Serena Williams thrashed Maria Sharapova to reach the semi-finals of the Madrid Open. The American triumphed 6-1 6-3 to claim her 11th successive victory on clay. Sharapova a recent winner in Stuttgart, was again beset by problems with her serve. She produced eight double faults and was shown no mercy by Williams. The new blue clay on show in the Spanish capital is playing fast, something which would appear to aid Williams’ power game. She has already won on clay in Charleston this season – another venue known for its court speed – but whether Williams will be able to continue her impressive form on the slower courts of Rome and Roland Garros remains to be seen.

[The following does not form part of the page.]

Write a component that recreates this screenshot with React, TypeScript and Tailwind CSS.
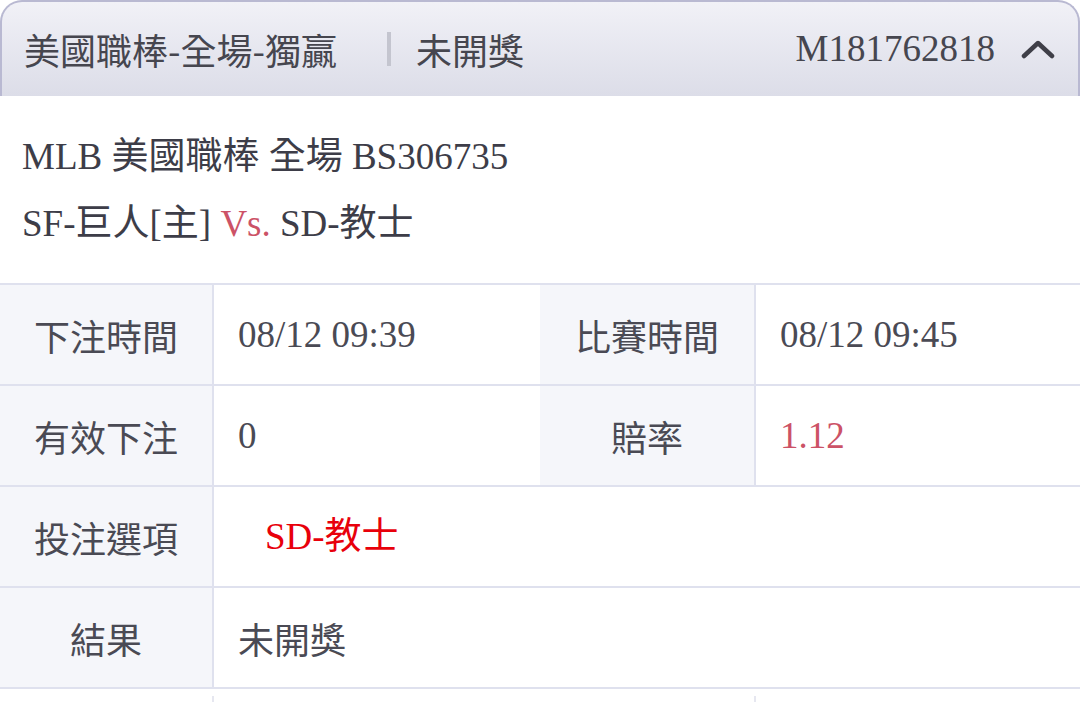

Earlier in the day Victoria Azarenka fought back from a set down to reach the last four. The world number one found herself in trouble against reigning French Open champion Li Na but recovered to post a 3-6 6-3 6-3 success. Li started like a train and when she broke serve in the opening game of the second set, a shock looked on the cards. However, Azarenka retrieved the break immediately and pushed on in the second set to level the match. The momentum was well and truly with the Belarusian entering the decider and she duly raced 4-0 in front. Li found a second wind though, recovering to 4-3 and then threatened to break Azarenka again to level the set. However, Azarenka held her nerve, her serve and closed the match out in the following game. The top seed will next face Agnieszka Radwanska, a player she has beaten five times already this season.

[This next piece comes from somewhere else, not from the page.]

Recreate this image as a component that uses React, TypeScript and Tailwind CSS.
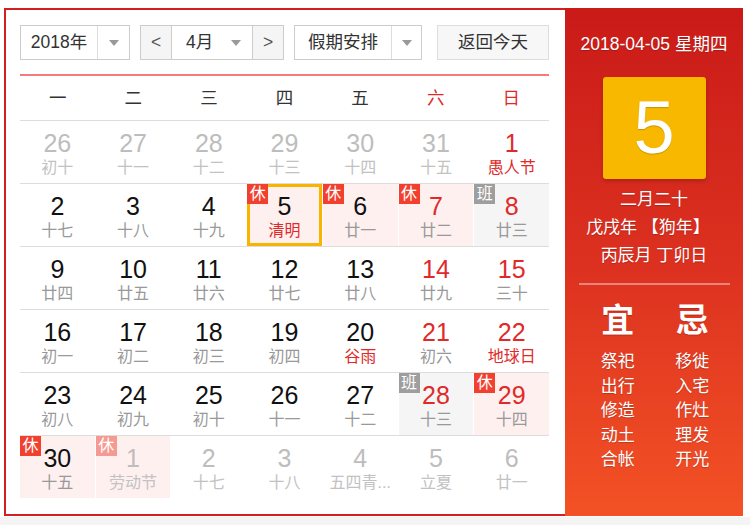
type Day = {
  d: number;
  l: string;
  cur?: boolean;
  red?: boolean;
  redL?: boolean;
  tag?: "休" | "班";
  today?: boolean;
};

const rows: Day[][] = [
  [
    { d: 26, l: "初十" },
    { d: 27, l: "十一" },
    { d: 28, l: "十二" },
    { d: 29, l: "十三" },
    { d: 30, l: "十四" },
    { d: 31, l: "十五" },
    { d: 1, l: "愚人节", cur: true, red: true, redL: true },
  ],
  [
    { d: 2, l: "十七", cur: true },
    { d: 3, l: "十八", cur: true },
    { d: 4, l: "十九", cur: true },
    { d: 5, l: "清明", cur: true, redL: true, tag: "休", today: true },
    { d: 6, l: "廿一", cur: true, tag: "休" },
    { d: 7, l: "廿二", cur: true, red: true, tag: "休" },
    { d: 8, l: "廿三", cur: true, red: true, tag: "班" },
  ],
  [
    { d: 9, l: "廿四", cur: true },
    { d: 10, l: "廿五", cur: true },
    { d: 11, l: "廿六", cur: true },
    { d: 12, l: "廿七", cur: true },
    { d: 13, l: "廿八", cur: true },
    { d: 14, l: "廿九", cur: true, red: true },
    { d: 15, l: "三十", cur: true, red: true },
  ],
  [
    { d: 16, l: "初一", cur: true },
    { d: 17, l: "初二", cur: true },
    { d: 18, l: "初三", cur: true },
    { d: 19, l: "初四", cur: true },
    { d: 20, l: "谷雨", cur: true, redL: true },
    { d: 21, l: "初六", cur: true, red: true },
    { d: 22, l: "地球日", cur: true, red: true, redL: true },
  ],
  [
    { d: 23, l: "初八", cur: true },
    { d: 24, l: "初九", cur: true },
    { d: 25, l: "初十", cur: true },
    { d: 26, l: "十一", cur: true },
    { d: 27, l: "十二", cur: true },
    { d: 28, l: "十三", cur: true, red: true, tag: "班" },
    { d: 29, l: "十四", cur: true, red: true, tag: "休" },
  ],
  [
    { d: 30, l: "十五", cur: true, tag: "休" },
    { d: 1, l: "劳动节", tag: "休" },
    { d: 2, l: "十七" },
    { d: 3, l: "十八" },
    { d: 4, l: "五四青..." },
    { d: 5, l: "立夏" },
    { d: 6, l: "廿一" },
  ],
];

const weekdays = ["一", "二", "三", "四", "五", "六", "日"];
const yi = ["祭祀", "出行", "修造", "动土", "合帐"];
const ji = ["移徙", "入宅", "作灶", "理发", "开光"];

function Caret() {
  return (
    <svg width="10" height="6" viewBox="0 0 10 6" className="fill-[#999]">
      <path d="M0 0h10L5 6z" />
    </svg>
  );
}

function Cell({ day }: { day: Day }) {
  const bg = day.tag === "休" ? "bg-[#fff0f0]" : day.tag === "班" ? "bg-[#f5f5f5]" : "bg-white";
  const numColor = !day.cur ? "text-[#bdbdbd]" : day.red ? "text-[#e02a2a]" : "text-[#111]";
  const lunColor = !day.cur ? "text-[#c2c2c2]" : day.redL ? "text-[#e02a2a]" : "text-[#999]";
  const badge =
    day.tag === "班"
      ? "bg-[#9e9e9e]"
      : day.cur
        ? "bg-[#f2402f]"
        : "bg-[#f59a92]";
  return (
    <div className={`relative flex h-[62px] flex-col items-center pt-[9px] ${bg}`}>
      {day.today && <div className="absolute inset-0 border-[3px] border-[#f8b500]" />}
      {day.tag && (
        <div className={`absolute left-0 top-0 flex h-[20px] w-[21px] items-center justify-center text-[16px] leading-none text-white ${badge}`}>
          {day.tag}
        </div>
      )}
      <div className={`text-[25px] leading-[26px] ${numColor}`}>{day.d}</div>
      <div className={`mt-[2px] whitespace-nowrap text-[16px] leading-[20px] ${lunColor}`}>{day.l}</div>
    </div>
  );
}

export default function App() {
  return (
    <div className="flex h-[525px] w-[750px] flex-col bg-white font-['Liberation_Sans','Noto_Sans_CJK_SC',sans-serif]">
      <div className="ml-[4px] mt-[8px] flex h-[508px] w-[739px]">
        {/* calendar */}
        <div className="flex w-[561px] flex-col border-2 border-r-0 border-[#d21f1f] pl-[14px] pr-[16px] pt-[15px]">
          <div className="flex h-[35px] text-[17.5px] text-[#333]">
            <div className="flex w-[110px] border border-[#ccc]">
              <div className="flex w-[76px] items-center justify-center">2018年</div>
              <div className="flex flex-1 items-center justify-center border-l border-[#ddd]">
                <Caret />
              </div>
            </div>
            <div className="ml-[10px] flex w-[144px] border border-[#ccc]">
              <div className="flex w-[30px] items-center justify-center bg-[#f5f5f5] text-[#555]">&lt;</div>
              <div className="flex flex-1 items-center justify-between border-x border-[#ccc] pl-[14px] pr-[11px]">
                <span>4月</span>
                <Caret />
              </div>
              <div className="flex w-[30px] items-center justify-center bg-[#f5f5f5] text-[#555]">&gt;</div>
            </div>
            <div className="ml-[10px] flex w-[128px] border border-[#ccc]">
              <div className="flex w-[96px] items-center justify-center">假期安排</div>
              <div className="flex flex-1 items-center justify-center border-l border-[#ddd]">
                <Caret />
              </div>
            </div>
            <div className="ml-[15px] flex w-[112px] items-center justify-center border border-[#ddd] bg-[#f7f7f7]">
              返回今天
            </div>
          </div>
          <div className="mt-[14px] h-[2px] shrink-0 bg-[#f77a7a]" />
          <div className="grid h-[45px] grid-cols-7 items-center border-b border-[#ddd] text-center text-[17.5px]">
            {weekdays.map((w, i) => (
              <div key={w} className={i >= 5 ? "text-[#e02a2a]" : "text-[#333]"}>
                {w}
              </div>
            ))}
          </div>
          {rows.map((r, ri) => (
            <div
              key={ri}
              className={`grid grid-cols-7 gap-x-px ${ri < rows.length - 1 ? "border-b border-[#ddd]" : ""}`}
            >
              {r.map((day, i) => (
                <Cell key={i} day={day} />
              ))}
            </div>
          ))}
        </div>

        {/* detail panel */}
        <div className="flex w-[178px] flex-col items-center bg-gradient-to-b from-[#ca1a18] via-[#dc3020] to-[#f35125] text-white [text-shadow:0_1px_1px_rgba(0,0,0,0.2)]">
          <div className="mt-[26px] whitespace-nowrap text-[17.5px] leading-[20px]">2018-04-05 星期四</div>
          <div className="mt-[23px] flex h-[102px] w-[103px] items-center justify-center rounded-[3px] bg-[#f8b800] text-[74px] leading-none shadow-[0_2px_4px_rgba(0,0,0,0.2)]">
            5
          </div>
          <div className="mt-[7px] whitespace-nowrap text-center text-[17px] leading-[28px]">
            <div>二月二十</div>
            <div className="-ml-[12px]">戊戌年 【狗年】</div>
            <div>丙辰月 丁卯日</div>
          </div>
          <div className="mt-[13px] h-[2px] w-[151px] bg-white/40" />
          <div className="mt-[17px] flex w-[151px] justify-around pl-[2px] text-[17px] leading-[24.5px]">
            <div className="flex flex-col items-center">
              <div className="mb-[10px] text-[33px] font-bold leading-[38px]">宜</div>
              {yi.map((t) => (
                <div key={t}>{t}</div>
              ))}
            </div>
            <div className="flex flex-col items-center">
              <div className="mb-[10px] text-[33px] font-bold leading-[38px]">忌</div>
              {ji.map((t) => (
                <div key={t}>{t}</div>
              ))}
            </div>
          </div>
        </div>
      </div>
      <div className="mt-px flex-1 bg-[#f4f4f4]" />
    </div>
  );
}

Czech qualifier Lucie Hradecka continued her shock run through the Mutua Madrid Open, following up her second round upset over reigning Wimbledon champion Petra Kvitova with a 76(8) 76(6) quarterfinal stunner over reigning US Open champion Sam Stosur, firing 19 aces in the process. Though she came into Madrid ranked No.105, Hradecka has seen much higher heights, having gone as high as No.41 in the world last summer. She brought out her best in her upset of World No.4 Kvitova earlier in the week, and she did it all over again against World No.5 Stosur, keeping the pressure on in a tight first set tie-break and closing it out on her fourth set point, then saving a set point in the second set tie-break. Neither player was broken in 24 service games. Hradecka’s wins against Kvitova and Stosur are her first two Top 10 wins, and the 26-year-old was already competing in her first ever Premier quarterfinal. Next up is Serena Williams.

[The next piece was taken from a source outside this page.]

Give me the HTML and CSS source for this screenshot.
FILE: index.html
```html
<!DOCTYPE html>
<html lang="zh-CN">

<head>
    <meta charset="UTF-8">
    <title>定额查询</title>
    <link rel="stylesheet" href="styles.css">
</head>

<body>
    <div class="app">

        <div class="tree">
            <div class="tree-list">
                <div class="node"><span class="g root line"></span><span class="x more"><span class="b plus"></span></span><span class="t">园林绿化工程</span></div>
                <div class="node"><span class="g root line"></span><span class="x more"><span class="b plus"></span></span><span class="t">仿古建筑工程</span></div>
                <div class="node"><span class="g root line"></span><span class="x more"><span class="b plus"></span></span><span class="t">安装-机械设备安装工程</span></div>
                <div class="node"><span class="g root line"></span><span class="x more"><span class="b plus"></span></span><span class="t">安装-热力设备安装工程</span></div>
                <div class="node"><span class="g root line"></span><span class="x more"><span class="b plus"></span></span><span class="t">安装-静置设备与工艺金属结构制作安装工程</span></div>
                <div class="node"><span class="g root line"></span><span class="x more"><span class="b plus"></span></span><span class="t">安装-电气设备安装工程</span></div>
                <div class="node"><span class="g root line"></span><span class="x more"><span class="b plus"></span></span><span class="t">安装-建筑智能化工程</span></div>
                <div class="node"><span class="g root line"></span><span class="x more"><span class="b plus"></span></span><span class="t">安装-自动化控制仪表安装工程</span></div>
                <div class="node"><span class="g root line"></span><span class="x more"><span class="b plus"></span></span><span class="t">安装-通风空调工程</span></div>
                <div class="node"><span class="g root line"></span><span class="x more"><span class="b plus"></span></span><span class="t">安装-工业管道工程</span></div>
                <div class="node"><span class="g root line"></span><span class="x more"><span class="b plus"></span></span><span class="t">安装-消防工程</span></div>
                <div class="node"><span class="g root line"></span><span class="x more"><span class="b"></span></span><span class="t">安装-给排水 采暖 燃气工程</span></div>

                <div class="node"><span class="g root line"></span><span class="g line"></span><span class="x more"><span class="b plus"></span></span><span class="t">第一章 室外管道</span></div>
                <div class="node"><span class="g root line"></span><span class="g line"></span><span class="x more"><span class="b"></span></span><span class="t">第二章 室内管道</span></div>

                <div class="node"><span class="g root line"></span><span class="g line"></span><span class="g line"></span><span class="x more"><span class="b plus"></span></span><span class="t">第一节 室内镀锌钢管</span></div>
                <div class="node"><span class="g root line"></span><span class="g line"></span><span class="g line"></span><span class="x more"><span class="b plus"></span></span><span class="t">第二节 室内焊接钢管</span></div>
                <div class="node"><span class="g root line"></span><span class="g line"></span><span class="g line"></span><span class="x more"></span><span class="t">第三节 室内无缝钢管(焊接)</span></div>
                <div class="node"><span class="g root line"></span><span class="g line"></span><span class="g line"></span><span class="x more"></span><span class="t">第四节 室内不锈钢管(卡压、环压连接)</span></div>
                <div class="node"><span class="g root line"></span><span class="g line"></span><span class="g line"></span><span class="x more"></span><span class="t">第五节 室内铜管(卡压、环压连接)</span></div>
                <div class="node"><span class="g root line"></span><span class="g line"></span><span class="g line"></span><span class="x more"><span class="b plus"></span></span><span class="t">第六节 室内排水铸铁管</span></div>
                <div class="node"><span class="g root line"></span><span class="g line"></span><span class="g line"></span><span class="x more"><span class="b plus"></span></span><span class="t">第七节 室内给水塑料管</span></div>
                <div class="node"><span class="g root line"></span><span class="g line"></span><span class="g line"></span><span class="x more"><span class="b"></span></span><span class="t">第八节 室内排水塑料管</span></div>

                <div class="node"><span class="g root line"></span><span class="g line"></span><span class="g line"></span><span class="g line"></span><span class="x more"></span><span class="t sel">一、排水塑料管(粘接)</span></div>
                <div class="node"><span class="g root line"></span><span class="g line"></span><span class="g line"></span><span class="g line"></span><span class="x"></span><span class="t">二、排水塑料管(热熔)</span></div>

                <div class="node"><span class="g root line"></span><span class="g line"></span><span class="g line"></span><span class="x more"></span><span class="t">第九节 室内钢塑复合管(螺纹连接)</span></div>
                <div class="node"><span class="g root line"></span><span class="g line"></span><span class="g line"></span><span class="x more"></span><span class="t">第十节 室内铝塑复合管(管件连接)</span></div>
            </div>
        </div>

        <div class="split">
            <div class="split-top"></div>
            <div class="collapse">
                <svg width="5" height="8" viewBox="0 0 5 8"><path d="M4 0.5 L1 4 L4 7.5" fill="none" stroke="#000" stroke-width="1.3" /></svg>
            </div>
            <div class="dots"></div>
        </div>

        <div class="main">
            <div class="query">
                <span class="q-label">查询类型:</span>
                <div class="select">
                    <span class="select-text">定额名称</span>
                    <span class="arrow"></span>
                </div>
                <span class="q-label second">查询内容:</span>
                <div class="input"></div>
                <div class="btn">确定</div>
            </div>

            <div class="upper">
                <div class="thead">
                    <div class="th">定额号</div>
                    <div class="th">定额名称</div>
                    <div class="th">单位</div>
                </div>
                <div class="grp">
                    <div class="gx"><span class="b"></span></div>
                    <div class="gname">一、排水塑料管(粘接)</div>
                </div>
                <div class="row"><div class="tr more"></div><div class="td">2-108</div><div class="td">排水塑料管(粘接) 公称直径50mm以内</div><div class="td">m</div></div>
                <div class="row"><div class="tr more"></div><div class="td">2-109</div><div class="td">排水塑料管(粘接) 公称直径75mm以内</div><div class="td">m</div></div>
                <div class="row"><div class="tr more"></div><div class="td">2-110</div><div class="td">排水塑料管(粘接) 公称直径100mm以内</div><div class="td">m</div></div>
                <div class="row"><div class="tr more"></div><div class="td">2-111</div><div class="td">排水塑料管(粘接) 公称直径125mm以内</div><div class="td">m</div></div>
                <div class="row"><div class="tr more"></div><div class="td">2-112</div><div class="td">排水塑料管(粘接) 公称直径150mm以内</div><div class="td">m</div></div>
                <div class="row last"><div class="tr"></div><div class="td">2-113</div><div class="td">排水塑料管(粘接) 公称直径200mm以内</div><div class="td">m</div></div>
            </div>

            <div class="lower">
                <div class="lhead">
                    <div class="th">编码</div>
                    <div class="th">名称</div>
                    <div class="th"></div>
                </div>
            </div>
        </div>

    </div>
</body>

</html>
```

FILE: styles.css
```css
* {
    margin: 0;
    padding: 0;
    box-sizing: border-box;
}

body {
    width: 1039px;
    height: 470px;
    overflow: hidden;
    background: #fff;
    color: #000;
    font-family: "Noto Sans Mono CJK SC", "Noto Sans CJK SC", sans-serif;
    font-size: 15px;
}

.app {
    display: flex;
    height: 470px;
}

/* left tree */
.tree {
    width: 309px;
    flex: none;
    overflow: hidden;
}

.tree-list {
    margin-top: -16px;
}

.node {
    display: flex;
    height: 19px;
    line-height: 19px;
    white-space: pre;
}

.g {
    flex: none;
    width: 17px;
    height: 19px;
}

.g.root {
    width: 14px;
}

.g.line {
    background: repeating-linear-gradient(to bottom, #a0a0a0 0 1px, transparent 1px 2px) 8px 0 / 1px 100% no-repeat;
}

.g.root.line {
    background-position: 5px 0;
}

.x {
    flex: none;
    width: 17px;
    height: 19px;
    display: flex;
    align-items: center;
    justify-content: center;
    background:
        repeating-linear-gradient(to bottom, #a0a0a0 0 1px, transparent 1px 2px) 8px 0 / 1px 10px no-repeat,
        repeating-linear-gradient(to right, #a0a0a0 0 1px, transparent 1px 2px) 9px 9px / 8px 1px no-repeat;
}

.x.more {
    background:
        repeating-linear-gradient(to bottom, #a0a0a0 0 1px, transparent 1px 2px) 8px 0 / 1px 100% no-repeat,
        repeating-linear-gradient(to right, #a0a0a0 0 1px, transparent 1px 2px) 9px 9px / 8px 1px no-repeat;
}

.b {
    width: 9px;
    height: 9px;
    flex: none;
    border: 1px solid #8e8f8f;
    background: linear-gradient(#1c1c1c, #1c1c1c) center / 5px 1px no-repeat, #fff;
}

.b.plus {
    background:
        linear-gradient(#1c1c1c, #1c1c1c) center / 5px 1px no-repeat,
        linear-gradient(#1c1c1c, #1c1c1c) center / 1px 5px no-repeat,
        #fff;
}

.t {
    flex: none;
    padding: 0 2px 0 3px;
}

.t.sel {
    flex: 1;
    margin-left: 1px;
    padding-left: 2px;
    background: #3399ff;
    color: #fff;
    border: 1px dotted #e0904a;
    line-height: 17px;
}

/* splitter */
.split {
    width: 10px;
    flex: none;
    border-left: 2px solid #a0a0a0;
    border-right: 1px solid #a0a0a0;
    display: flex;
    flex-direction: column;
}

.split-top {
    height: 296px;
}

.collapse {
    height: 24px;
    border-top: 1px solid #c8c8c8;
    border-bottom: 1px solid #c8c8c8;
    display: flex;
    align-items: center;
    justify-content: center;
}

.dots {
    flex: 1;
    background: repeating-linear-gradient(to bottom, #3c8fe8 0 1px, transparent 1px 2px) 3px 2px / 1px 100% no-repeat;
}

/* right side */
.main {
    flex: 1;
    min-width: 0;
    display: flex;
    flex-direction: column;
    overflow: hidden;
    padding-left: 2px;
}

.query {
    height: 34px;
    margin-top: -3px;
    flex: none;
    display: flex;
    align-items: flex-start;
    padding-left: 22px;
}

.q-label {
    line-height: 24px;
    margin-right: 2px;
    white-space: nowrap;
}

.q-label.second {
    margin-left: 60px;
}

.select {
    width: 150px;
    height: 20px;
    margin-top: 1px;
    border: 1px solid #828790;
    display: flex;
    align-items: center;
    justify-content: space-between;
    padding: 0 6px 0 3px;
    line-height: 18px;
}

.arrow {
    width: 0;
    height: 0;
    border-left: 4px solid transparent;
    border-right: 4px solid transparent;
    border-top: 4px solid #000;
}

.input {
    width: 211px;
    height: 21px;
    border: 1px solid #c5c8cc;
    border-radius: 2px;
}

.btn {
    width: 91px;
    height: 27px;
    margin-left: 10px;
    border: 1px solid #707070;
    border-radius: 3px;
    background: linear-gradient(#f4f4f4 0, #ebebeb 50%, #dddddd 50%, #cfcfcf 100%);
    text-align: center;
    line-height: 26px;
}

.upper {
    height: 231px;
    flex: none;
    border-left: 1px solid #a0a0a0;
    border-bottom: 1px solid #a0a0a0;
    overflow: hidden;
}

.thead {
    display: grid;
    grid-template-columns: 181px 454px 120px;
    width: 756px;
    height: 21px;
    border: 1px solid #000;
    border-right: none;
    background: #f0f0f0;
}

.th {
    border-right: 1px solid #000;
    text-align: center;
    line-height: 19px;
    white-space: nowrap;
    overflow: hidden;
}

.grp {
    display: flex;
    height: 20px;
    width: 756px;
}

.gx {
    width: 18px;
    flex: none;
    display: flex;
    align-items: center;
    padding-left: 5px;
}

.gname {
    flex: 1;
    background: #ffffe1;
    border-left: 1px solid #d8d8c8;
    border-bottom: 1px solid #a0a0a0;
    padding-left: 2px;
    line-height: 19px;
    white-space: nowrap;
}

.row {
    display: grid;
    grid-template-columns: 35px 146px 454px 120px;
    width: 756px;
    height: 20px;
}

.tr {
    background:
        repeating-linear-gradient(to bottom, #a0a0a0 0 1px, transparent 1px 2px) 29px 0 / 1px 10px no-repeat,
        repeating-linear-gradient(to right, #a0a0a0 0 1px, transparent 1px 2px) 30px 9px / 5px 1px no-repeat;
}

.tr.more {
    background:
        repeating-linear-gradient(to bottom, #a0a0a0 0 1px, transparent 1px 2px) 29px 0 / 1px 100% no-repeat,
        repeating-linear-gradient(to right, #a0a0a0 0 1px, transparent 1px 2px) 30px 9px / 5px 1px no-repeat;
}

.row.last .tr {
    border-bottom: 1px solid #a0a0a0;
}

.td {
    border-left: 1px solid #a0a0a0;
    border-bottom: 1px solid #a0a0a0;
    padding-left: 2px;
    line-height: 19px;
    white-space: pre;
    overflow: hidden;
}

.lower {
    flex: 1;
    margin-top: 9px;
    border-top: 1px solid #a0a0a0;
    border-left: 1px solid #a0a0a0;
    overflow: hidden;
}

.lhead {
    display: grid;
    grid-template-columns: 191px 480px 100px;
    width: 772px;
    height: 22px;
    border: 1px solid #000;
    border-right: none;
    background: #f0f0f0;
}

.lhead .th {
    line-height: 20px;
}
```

Verdasco, the 15th seed, had lost all of his previous 14 meetings with his Spanish compatriot. But the 28-year-old upset his Davis Cup team-mate 6-3 3-6 7-5 to book a quarter-final against Tomas Berdych. The Czech sixth seed eased through earlier on Thursday, winning 6-1 6-1 against Gael Monfils, seeded 12th. Nadal had previously won twice in Madrid and the six-time French Open champion was in good form having won a record eighth Monte Carlo title and a seventh Barcelona crown last month. The 25-year-old star took the third-round match to a deciding set but Verdasco, playing in his home city, prevailed to disrupt Nadal’s preparations for this year’s French Open, which begins later this month. Berdych had earlier ended Monfils’ comeback from injury. The Frenchman was playing for the first time since picking up an abdominal muscle problem in March and failed to earn a break point.
There was another surprise in the men’s draw as Ukraine’s Alexandr Dolgopolov knocked out fourth seed Jo-Wilfried Tsonga of France. Dolgopolov, seeded 16th, won 7-5 3-6 7-6 (7-2) to book a last-eight match with Argentina’s Juan Martin del Potro, the 10th seed disposing of Croatian Marin Cilic 6-2 6-4.